> REQUEST: Only the lines from the one containing "Recreate this image as a component" through the one containing "ipsum dolor sit" should be duplicated, exactly as they appear. Pictures are to be left out.

[Saved entries]
--- BEGIN ---

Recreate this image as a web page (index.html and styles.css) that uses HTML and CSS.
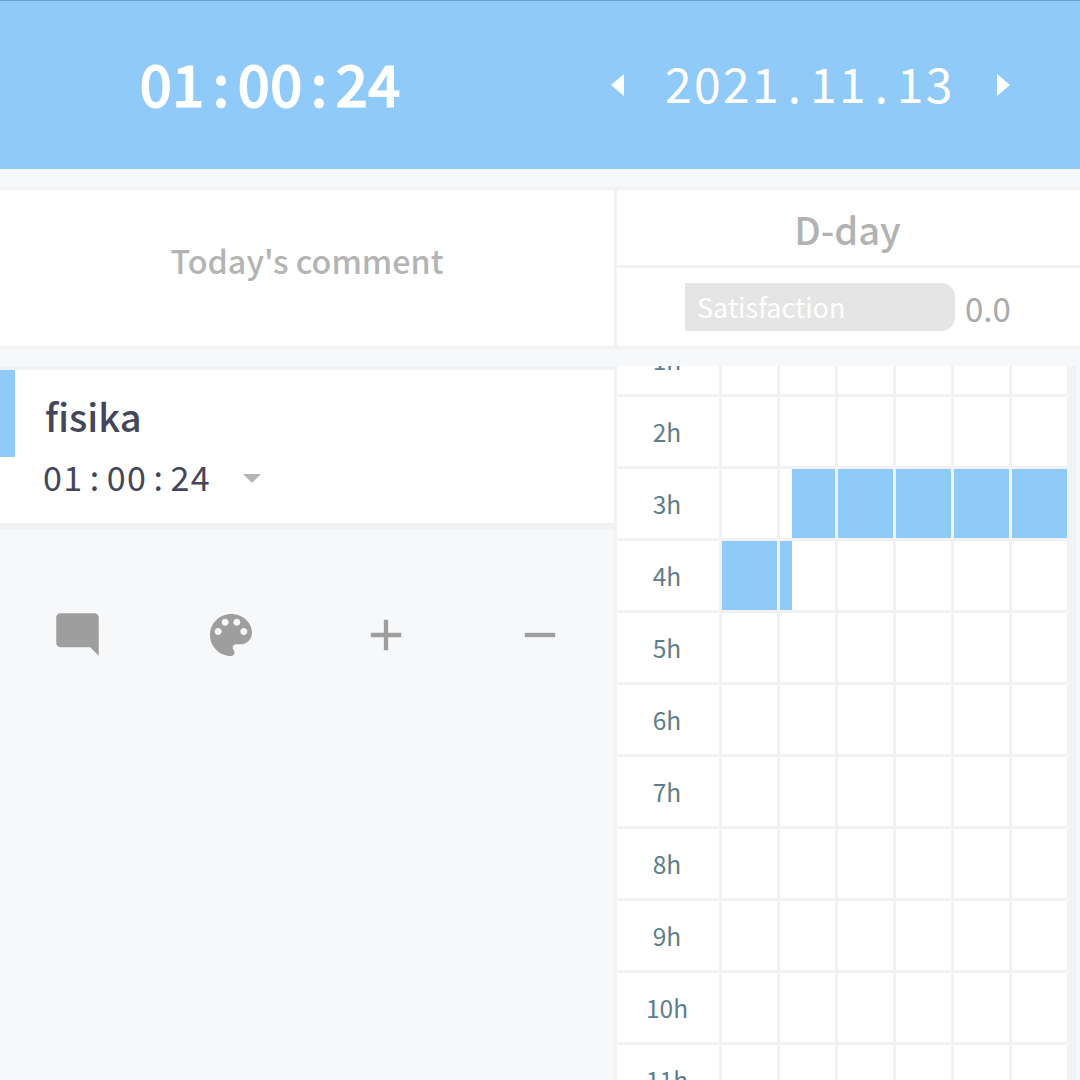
FILE: index.html
```html
<!DOCTYPE html>
<html lang="en">
<head>
    <meta charset="UTF-8">
    <meta name="viewport" content="width=device-width, initial-scale=1.0">
    <title>Study Timer</title>
    <link rel="stylesheet" href="styles.css">
</head>
<body>
    <header class="top-bar">
        <div class="total-time">01<span class="time-sep">:</span>00<span class="time-sep">:</span>24</div>
        <div class="date-nav">
            <span class="arrow arrow-left"></span>
            <span class="date-text">2021<span class="date-sep">.</span>11<span class="date-sep">.</span>13</span>
            <span class="arrow arrow-right"></span>
        </div>
    </header>

    <main class="content">
        <section class="left-col">
            <div class="comment-box">Today's comment</div>

            <div class="subject-card">
                <span class="subject-color"></span>
                <div class="subject-name">fisika</div>
                <div class="subject-row">
                    <span class="subject-time">01<span class="subject-sep">:</span>00<span class="subject-sep">:</span>24</span>
                    <span class="caret"></span>
                </div>
            </div>

            <div class="tools">
                <button class="tool bubble">
                    <svg viewBox="0 0 24 24" width="51" height="51"><path d="M21.99 4c0-1.1-.89-2-1.99-2H4c-1.1 0-2 .9-2 2v12c0 1.1.9 2 2 2h14l4 4-.01-18z"/></svg>
                </button>
                <button class="tool palette">
                    <svg viewBox="0 0 24 24" width="56" height="56"><path d="M12 3c-4.97 0-9 4.03-9 9s4.03 9 9 9c.83 0 1.5-.67 1.5-1.5 0-.39-.15-.74-.39-1.01-.24-.27-.39-.62-.39-.99 0-.83.67-1.5 1.5-1.5H16c2.76 0 5-2.24 5-5 0-4.42-4.03-8-9-8zm-5.5 9c-.83 0-1.5-.67-1.5-1.5S5.67 9 6.5 9 8 9.67 8 10.5 7.33 12 6.5 12zm3-4C8.67 8 8 7.33 8 6.5S8.67 5 9.5 5s1.5.67 1.5 1.5S10.33 8 9.5 8zm5 0c-.83 0-1.5-.67-1.5-1.5S13.67 5 14.5 5s1.5.67 1.5 1.5S15.33 8 14.5 8zm3 4c-.83 0-1.5-.67-1.5-1.5S16.67 9 17.5 9s1.5.67 1.5 1.5-.67 1.5-1.5 1.5z"/></svg>
                </button>
                <button class="tool">
                    <svg viewBox="0 0 24 24" width="52" height="52"><path d="M19 13h-6v6h-2v-6H5v-2h6V5h2v6h6v2z"/></svg>
                </button>
                <button class="tool">
                    <svg viewBox="0 0 24 24" width="52" height="52"><path d="M19 13H5v-2h14v2z"/></svg>
                </button>
            </div>
        </section>

        <section class="right-col">
            <div class="info-box">
                <div class="dday">D-day</div>
                <div class="satisfaction">
                    <div class="satisfaction-bar">Satisfaction</div>
                    <span class="satisfaction-value">0.0</span>
                </div>
            </div>

            <div class="timetable">
                <div class="timetable-inner">
                    <div class="hour-row"><div class="hour">1h</div><div class="cell"></div><div class="cell"></div><div class="cell"></div><div class="cell"></div><div class="cell"></div><div class="cell"></div></div>
                    <div class="hour-row"><div class="hour">2h</div><div class="cell"></div><div class="cell"></div><div class="cell"></div><div class="cell"></div><div class="cell"></div><div class="cell"></div></div>
                    <div class="hour-row">
                        <div class="hour">3h</div>
                        <div class="cell"></div>
                        <div class="cell cell-end"><span class="fill" style="width: 43px"></span></div>
                        <div class="cell"><span class="fill" style="width: 55px"></span></div>
                        <div class="cell"><span class="fill" style="width: 55px"></span></div>
                        <div class="cell"><span class="fill" style="width: 55px"></span></div>
                        <div class="cell"><span class="fill" style="width: 55px"></span></div>
                    </div>
                    <div class="hour-row">
                        <div class="hour">4h</div>
                        <div class="cell"><span class="fill" style="width: 55px"></span></div>
                        <div class="cell"><span class="fill" style="width: 12px"></span></div>
                        <div class="cell"></div>
                        <div class="cell"></div>
                        <div class="cell"></div>
                        <div class="cell"></div>
                    </div>
                    <div class="hour-row"><div class="hour">5h</div><div class="cell"></div><div class="cell"></div><div class="cell"></div><div class="cell"></div><div class="cell"></div><div class="cell"></div></div>
                    <div class="hour-row"><div class="hour">6h</div><div class="cell"></div><div class="cell"></div><div class="cell"></div><div class="cell"></div><div class="cell"></div><div class="cell"></div></div>
                    <div class="hour-row"><div class="hour">7h</div><div class="cell"></div><div class="cell"></div><div class="cell"></div><div class="cell"></div><div class="cell"></div><div class="cell"></div></div>
                    <div class="hour-row"><div class="hour">8h</div><div class="cell"></div><div class="cell"></div><div class="cell"></div><div class="cell"></div><div class="cell"></div><div class="cell"></div></div>
                    <div class="hour-row"><div class="hour">9h</div><div class="cell"></div><div class="cell"></div><div class="cell"></div><div class="cell"></div><div class="cell"></div><div class="cell"></div></div>
                    <div class="hour-row"><div class="hour">10h</div><div class="cell"></div><div class="cell"></div><div class="cell"></div><div class="cell"></div><div class="cell"></div><div class="cell"></div></div>
                    <div class="hour-row"><div class="hour">11h</div><div class="cell"></div><div class="cell"></div><div class="cell"></div><div class="cell"></div><div class="cell"></div><div class="cell"></div></div>
                </div>
            </div>
        </section>
    </main>
</body>
</html>
```

FILE: styles.css
```css
html, body {
    height: 100%;
}
body {
    margin: 0;
    height: 1080px;
    overflow: hidden;
    background-color: #f7f8fa;
    font-family: "Noto Sans CJK KR", "Noto Sans", sans-serif;
}
.top-bar {
    display: flex;
    height: 168px;
    align-items: center;
    background-color: #90caf9;
    border-top: 1px solid #6a9fd0;
    color: #ffffff;
}
.total-time {
    width: 540px;
    margin-top: -6px;
    text-align: center;
    font-size: 57px;
    font-weight: 500;
    line-height: 1;
    -webkit-text-stroke: 1px #ffffff;
}
.time-sep {
    margin: 0 8px;
}
.date-nav {
    display: flex;
    flex: 1;
    align-items: center;
    padding-left: 71px;
}
.date-text {
    margin: -7px 42px 0 41px;
    font-size: 48px;
    font-weight: 400;
    line-height: 1;
    letter-spacing: 2.4px;
}
.date-sep {
    margin: 0 6.5px;
}
.arrow {
    width: 0;
    height: 0;
    border-top: 11px solid transparent;
    border-bottom: 11px solid transparent;
}
.arrow-left {
    border-right: 13px solid #ffffff;
}
.arrow-right {
    border-left: 13px solid #ffffff;
}
.content {
    display: flex;
    padding-top: 18px;
}
.left-col {
    width: 614px;
}
.right-col {
    width: 466px;
}
.comment-box {
    display: flex;
    height: 140px;
    padding-bottom: 16px;
    align-items: center;
    justify-content: center;
    background-color: #ffffff;
    border-top: 3px solid #f1f2f4;
    border-bottom: 3px solid #f1f2f4;
    color: #b4b4b4;
    font-size: 32.3px;
    font-weight: 500;
}
.subject-card {
    position: relative;
    height: 153px;
    margin-top: 18px;
    background-color: #ffffff;
    border-top: 3px solid #f1f2f4;
    border-bottom: 6px solid #f1f2f4;
    color: #44465a;
}
.subject-color {
    position: absolute;
    top: 0;
    left: 0;
    width: 15px;
    height: 87px;
    background-color: #90caf9;
}
.subject-name {
    padding: 20px 0 0 45px;
    font-size: 38px;
    font-weight: 500;
    line-height: 52px;
}
.subject-row {
    display: flex;
    align-items: center;
    padding: 11px 0 0 43px;
    line-height: 48px;
}
.subject-time {
    font-size: 34px;
    letter-spacing: 1.5px;
}
.subject-sep {
    margin: 0 6px;
}
.caret {
    width: 0;
    height: 0;
    margin: 2px 0 0 32px;
    border-left: 9px solid transparent;
    border-right: 9px solid transparent;
    border-top: 9px solid #b5b5b5;
}
.tools {
    display: grid;
    grid-template-columns: repeat(4, 154px);
    height: 58px;
    margin-top: 77px;
    padding-left: 1px;
}
.tool {
    display: flex;
    align-items: center;
    justify-content: center;
    padding: 0;
    background: none;
    border: none;
    cursor: pointer;
}
.tool svg {
    fill: #9e9e9e;
}
.bubble {
    padding: 0 2px 2px 0;
}
.palette {
    padding-right: 2px;
}
.info-box {
    height: 156px;
    background-color: #ffffff;
    border-top: 3px solid #f1f2f4;
    border-bottom: 3px solid #f1f2f4;
    border-left: 3px solid #f1f2f4;
}
.dday {
    height: 75px;
    padding-right: 2px;
    border-bottom: 3px solid #f1f2f4;
    color: #b2b2b2;
    font-size: 38px;
    font-weight: 500;
    line-height: 78px;
    text-align: center;
}
.satisfaction {
    display: flex;
    align-items: center;
    padding: 15px 0 0 68px;
}
.satisfaction-bar {
    width: 270px;
    height: 48px;
    box-sizing: border-box;
    padding-left: 12px;
    background-color: #e5e5e5;
    border-radius: 0 14px 14px 0;
    color: #ffffff;
    font-size: 27px;
    line-height: 48px;
}
.satisfaction-value {
    margin: 2px 0 0 10px;
    color: #aaaaaa;
    font-size: 33px;
    line-height: 1;
}
.timetable {
    height: 714px;
    margin-top: 17px;
    overflow: hidden;
}
.timetable-inner {
    width: 456px;
    margin-top: -41px;
    background-color: #f1f2f4;
    border-left: 3px solid #f1f2f4;
    border-right: 3px solid #f1f2f4;
}
.hour-row {
    display: grid;
    grid-template-columns: 102px repeat(6, 55px);
    column-gap: 3px;
    height: 69px;
    padding-bottom: 3px;
}
.hour {
    box-sizing: border-box;
    padding-right: 2px;
    background-color: #ffffff;
    color: #607d8b;
    font-size: 24.5px;
    line-height: 69px;
    text-align: center;
}
.cell {
    display: flex;
    background-color: #ffffff;
}
.cell-end {
    justify-content: flex-end;
}
.fill {
    display: block;
    background-color: #90caf9;
}
```
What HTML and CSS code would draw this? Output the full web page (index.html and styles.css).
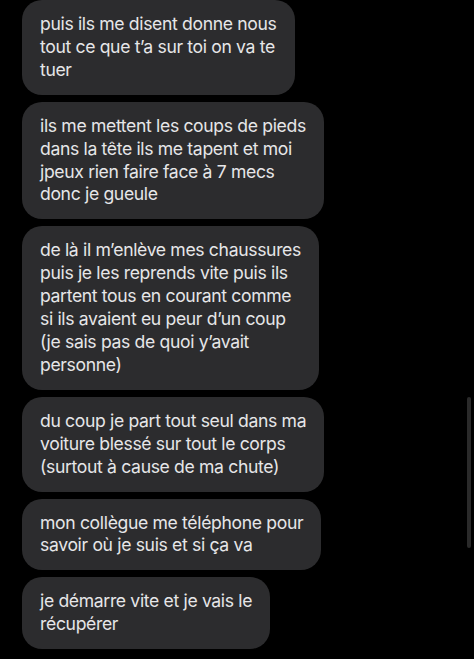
FILE: index.html
```html
<!DOCTYPE html>
<html lang="fr">
<head>
<meta charset="utf-8">
<link rel="stylesheet" href="styles.css">
</head>
<body>
<div class="thread">
  <div class="bubble">puis ils me disent donne nous<br>tout ce que t’a sur toi on va te<br>tuer</div>
  <div class="bubble">ils me mettent les coups de pieds<br>dans la tête ils me tapent et moi<br>jpeux rien faire face à 7 mecs<br>donc je gueule</div>
  <div class="bubble">de là il m’enlève mes chaussures<br>puis je les reprends vite puis ils<br>partent tous en courant comme<br>si ils avaient eu peur d’un coup<br>(je sais pas de quoi y’avait<br>personne)</div>
  <div class="bubble">du coup je part tout seul dans ma<br>voiture blessé sur tout le corps<br>(surtout à cause de ma chute)</div>
  <div class="bubble">mon collègue me téléphone pour<br>savoir où je suis et si ça va</div>
  <div class="bubble">je démarre vite et je vais le<br>récupérer</div>
</div>
<div class="scrollbar"></div>
</body>
</html>
```
FILE: styles.css
```css
html, body {
  margin: 0;
  padding: 0;
  background: #000;
  height: 100%;
  overflow: hidden;
}
body {
  font-family: "Inter", "Roboto", sans-serif;
  color: #e6e6e8;
}
.thread {
  display: flex;
  flex-direction: column;
  align-items: flex-start;
  gap: 7px;
  padding: 0 0 0 22px;
}
.bubble {
  background: #2c2c2e;
  border-radius: 20px;
  padding: 13px 18px 13px 18px;
  font-size: 17.6px;
  line-height: 22.9px;
  white-space: nowrap;
  letter-spacing: -0.35px;
}
.scrollbar {
  position: absolute;
  left: 467px;
  top: 397px;
  width: 4px;
  height: 151px;
  border-radius: 2px;
  background: #2a2a2a;
}
```
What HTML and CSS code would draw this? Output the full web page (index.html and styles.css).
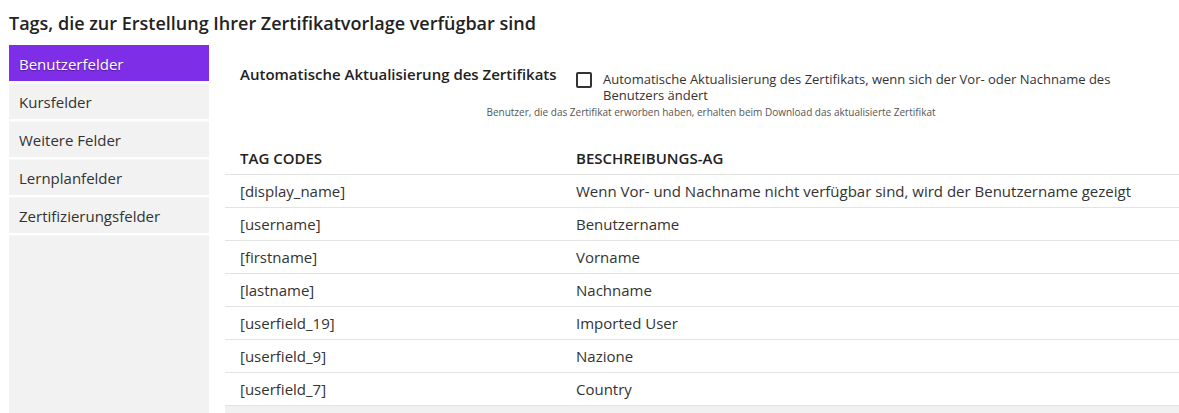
FILE: index.html
```html
<!DOCTYPE html>
<html lang="de">
<head>
    <meta charset="UTF-8">
    <title>Zertifikat-Tags</title>
    <link rel="stylesheet" href="styles.css">
</head>
<body>
    <h1 class="page-title">Tags, die zur Erstellung Ihrer Zertifikatvorlage verfügbar sind</h1>

    <div class="layout">
        <ul class="side-nav">
            <li class="active">Benutzerfelder</li>
            <li>Kursfelder</li>
            <li>Weitere Felder</li>
            <li>Lernplanfelder</li>
            <li>Zertifizierungsfelder</li>
            <li class="filler"></li>
        </ul>

        <div class="content">
            <div class="auto-update">
                <div class="auto-label">Automatische Aktualisierung des Zertifikats</div>
                <label class="auto-check">
                    <span class="box"></span>
                    <span>Automatische Aktualisierung des Zertifikats, wenn sich der Vor- oder Nachname des Benutzers ändert</span>
                </label>
            </div>
            <div class="hint">Benutzer, die das Zertifikat erworben haben, erhalten beim Download das aktualisierte Zertifikat</div>

            <table class="tags">
                <thead>
                    <tr>
                        <th>Tag codes</th>
                        <th>Beschreibungs-AG</th>
                    </tr>
                </thead>
                <tbody>
                    <tr><td>[display_name]</td><td>Wenn Vor- und Nachname nicht verfügbar sind, wird der Benutzername gezeigt</td></tr>
                    <tr><td>[username]</td><td>Benutzername</td></tr>
                    <tr><td>[firstname]</td><td>Vorname</td></tr>
                    <tr><td>[lastname]</td><td>Nachname</td></tr>
                    <tr><td>[userfield_19]</td><td>Imported User</td></tr>
                    <tr><td>[userfield_9]</td><td>Nazione</td></tr>
                    <tr><td>[userfield_7]</td><td>Country</td></tr>
                </tbody>
            </table>
            <div class="table-foot"></div>
        </div>
    </div>
</body>
</html>
```

FILE: styles.css
```css
body {
    font-family: 'Open Sans', 'Liberation Sans', sans-serif;
    margin: 0;
    padding: 0 0 0 9px;
    color: #333;
    background-color: white;
    overflow: hidden;
}
.page-title {
    font-size: 18px;
    font-weight: 600;
    color: #222;
    margin: 0;
    padding: 11px 0 10px;
    line-height: 24px;
}
.layout {
    display: flex;
    gap: 16px;
}
.side-nav {
    list-style: none;
    margin: 0;
    padding: 0;
    width: 200px;
    flex-shrink: 0;
    display: flex;
    flex-direction: column;
    gap: 2px;
    height: 368px;
}
.side-nav li {
    height: 36px;
    line-height: 36px;
    padding-left: 10px;
    font-size: 15px;
    background-color: #f1f2f1;
    border-top: 1px solid #f7f8f7;
    box-sizing: border-box;
    color: #333;
}
.side-nav li.active {
    background-color: #7d2ee6;
    border-top-color: #7d2ee6;
    color: white;
    text-shadow: 0 1px 1px rgba(0, 0, 0, 0.35);
}
.side-nav li.filler {
    flex: 1;
}
.content {
    flex: 1;
}
.auto-update {
    display: flex;
    padding: 20px 0 0 15px;
}
.auto-label {
    width: 336px;
    flex-shrink: 0;
    font-size: 15px;
    font-weight: 600;
    color: #222;
    line-height: 18px;
}
.auto-check {
    display: flex;
    gap: 11px;
    font-size: 13px;
    line-height: 16px;
    width: 540px;
    padding-top: 6px;
}
.auto-check .box {
    width: 12px;
    height: 12px;
    border: 2px solid #333;
    border-radius: 2px;
    flex-shrink: 0;
    margin-top: 1px;
}
.hint {
    font-size: 10px;
    color: #555;
    text-align: center;
    padding-left: 18px;
    margin-top: 2px;
    line-height: 14px;
}
.tags {
    width: 100%;
    border-collapse: collapse;
    margin-top: 23px;
    font-size: 15px;
}
.tags th, .tags td {
    text-align: left;
    padding: 0 15px;
    height: 32px;
    border-bottom: 1px solid #e2e3e2;
}
.tags th {
    text-transform: uppercase;
    font-weight: 600;
    color: #222;
}
.tags th:first-child, .tags td:first-child {
    width: 306px;
}
.table-foot {
    height: 8px;
    background-color: #f0f1f0;
}
```
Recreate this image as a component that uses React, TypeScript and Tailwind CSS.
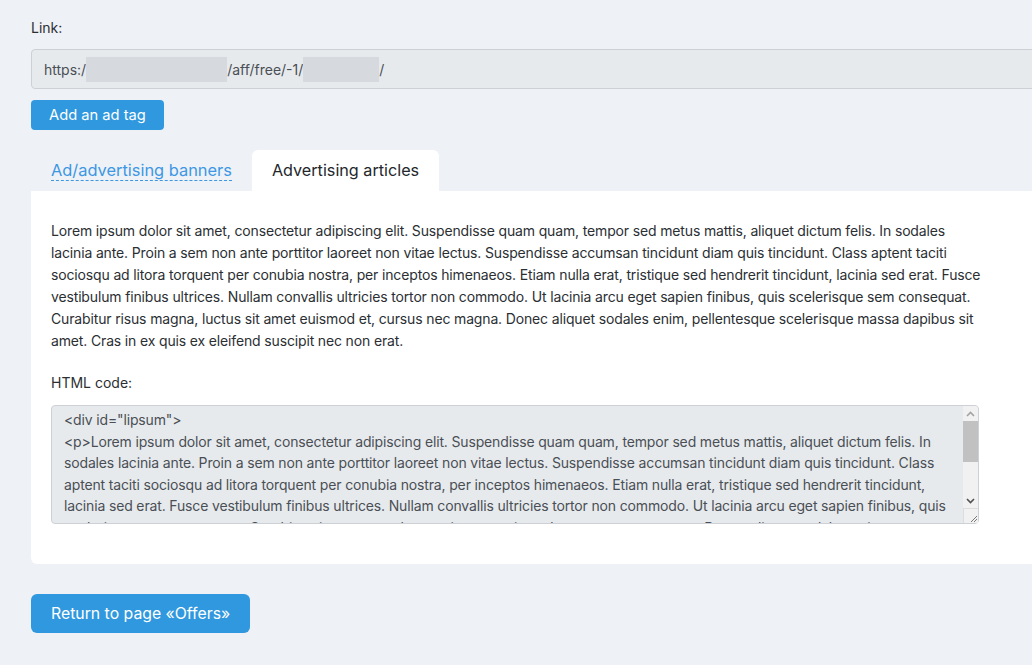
import React from "react";

const P =
  "Lorem ipsum dolor sit amet, consectetur adipiscing elit. Suspendisse quam quam, tempor sed metus mattis, aliquet dictum felis. In sodales lacinia ante. Proin a sem non ante porttitor laoreet non vitae lectus. Suspendisse accumsan tincidunt diam quis tincidunt. Class aptent taciti sociosqu ad litora torquent per conubia nostra, per inceptos himenaeos. Etiam nulla erat, tristique sed hendrerit tincidunt, lacinia sed erat. Fusce vestibulum finibus ultrices. Nullam convallis ultricies tortor non commodo. Ut lacinia arcu eget sapien finibus, quis scelerisque sem consequat. Curabitur risus magna, luctus sit amet euismod et, cursus nec magna. Donec aliquet sodales enim, pellentesque scelerisque massa dapibus sit amet. Cras in ex quis ex eleifend suscipit nec non erat.";

export default function App() {
  return (
    <div
      className="w-full h-[665px] overflow-hidden bg-[#eef1f6] text-[#2b2f33]"
      style={{ fontFamily: "Inter, 'Noto Sans', sans-serif" }}
    >
      <div className="w-[1120px] pl-[31px] pt-[18px]">
        <div className="text-[14px] leading-[20px]">Link:</div>
        <div className="mt-[11px] h-[40px] rounded-[4px] border border-[#cdd1d5] bg-[#e7eaed] flex items-center pl-[12px] text-[14px] text-[#4a4f55]">
          <span>https:/</span>
          <span className="inline-block w-[141px] h-[25px] bg-[#d6d9dd]" />
          <span>/aff/free/-1/</span>
          <span className="inline-block w-[76px] h-[25px] bg-[#d6d9dd]" />
          <span>/</span>
        </div>
        <button className="mt-[11px] h-[30px] px-[18px] rounded-[4px] bg-[#3098de] text-white text-[14.7px] leading-[30px]">
          Add an ad tag
        </button>
        <div className="mt-[20px] flex h-[41px] items-stretch">
          <div className="px-[20px] flex items-center text-[16.4px] text-[#3d97e3]">
            <span className="border-b border-dashed border-[#3d97e3] leading-[20px]">
              Ad/advertising banners
            </span>
          </div>
          <div className="px-[20px] flex items-center text-[16.2px] text-[#23272b] bg-white rounded-t-[6px]">
            Advertising articles
          </div>
        </div>
        <div className="bg-white rounded-b-[6px] rounded-tr-[6px] pl-[20px] pt-[29px] pb-[40px]">
          <p className="w-[932px] text-[14px] leading-[22px] tracking-[-0.15px] text-[#2b2f33]">{P}</p>
          <div className="mt-[20px] text-[14px] leading-[22px]">HTML code:</div>
          <div className="relative mt-[11px] w-[928px] h-[119px]">
            <textarea
              readOnly
              className="block w-full h-full rounded-[4px] border border-[#cdd1d5] bg-[#e7eaed] pl-[12px] pr-[17px] pt-[3px] text-[14px] leading-[21.5px] tracking-[-0.15px] text-[#4a4f55] overflow-hidden resize-none"
              style={{ fontFamily: "Inter, 'Noto Sans', sans-serif" }}
              value={`<div id="lipsum">\n<p>${P}</p>\n</div>`}
            />
            <div className="absolute right-[1px] top-[1px] bottom-[1px] w-[15px] bg-[#f1f1f1] flex flex-col rounded-tr-[3px]">
              <div className="h-[15px] flex items-center justify-center">
                <svg width="9" height="6" viewBox="0 0 9 6">
                  <path d="M1 5 L4.5 1.5 L8 5" fill="none" stroke="#a3a3a3" strokeWidth="1.6" />
                </svg>
              </div>
              <div className="h-[41px] bg-[#c1c1c1]" />
              <div className="flex-1" />
              <div className="h-[15px] flex items-center justify-center">
                <svg width="9" height="6" viewBox="0 0 9 6">
                  <path d="M1 1 L4.5 4.5 L8 1" fill="none" stroke="#505050" strokeWidth="1.6" />
                </svg>
              </div>
              <div className="h-[15px] bg-[#f1f1f1] border-t border-l border-[#dcdcdc] flex items-end justify-end">
                <svg width="10" height="10" viewBox="0 0 10 10">
                  <path d="M9 3 L3 9 M9 6 L6 9" stroke="#7a7a7a" strokeWidth="1" />
                </svg>
              </div>
            </div>
          </div>
        </div>
        <button className="mt-[30px] h-[39px] px-[20px] rounded-[6px] bg-[#3098de] text-white text-[15.8px]">
          Return to page «Offers»
        </button>
      </div>
    </div>
  );
}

--- END ---

> FINISHED TASK:
Recreate this image as a component that uses React, TypeScript and Tailwind CSS.
import React from "react";

const P =
  "Lorem ipsum dolor sit amet, consectetur adipiscing elit. Suspendisse quam quam, tempor sed metus mattis, aliquet dictum felis. In sodales lacinia ante. Proin a sem non ante porttitor laoreet non vitae lectus. Suspendisse accumsan tincidunt diam quis tincidunt. Class aptent taciti sociosqu ad litora torquent per conubia nostra, per inceptos himenaeos. Etiam nulla erat, tristique sed hendrerit tincidunt, lacinia sed erat. Fusce vestibulum finibus ultrices. Nullam convallis ultricies tortor non commodo. Ut lacinia arcu eget sapien finibus, quis scelerisque sem consequat. Curabitur risus magna, luctus sit amet euismod et, cursus nec magna. Donec aliquet sodales enim, pellentesque scelerisque massa dapibus sit amet. Cras in ex quis ex eleifend suscipit nec non erat.";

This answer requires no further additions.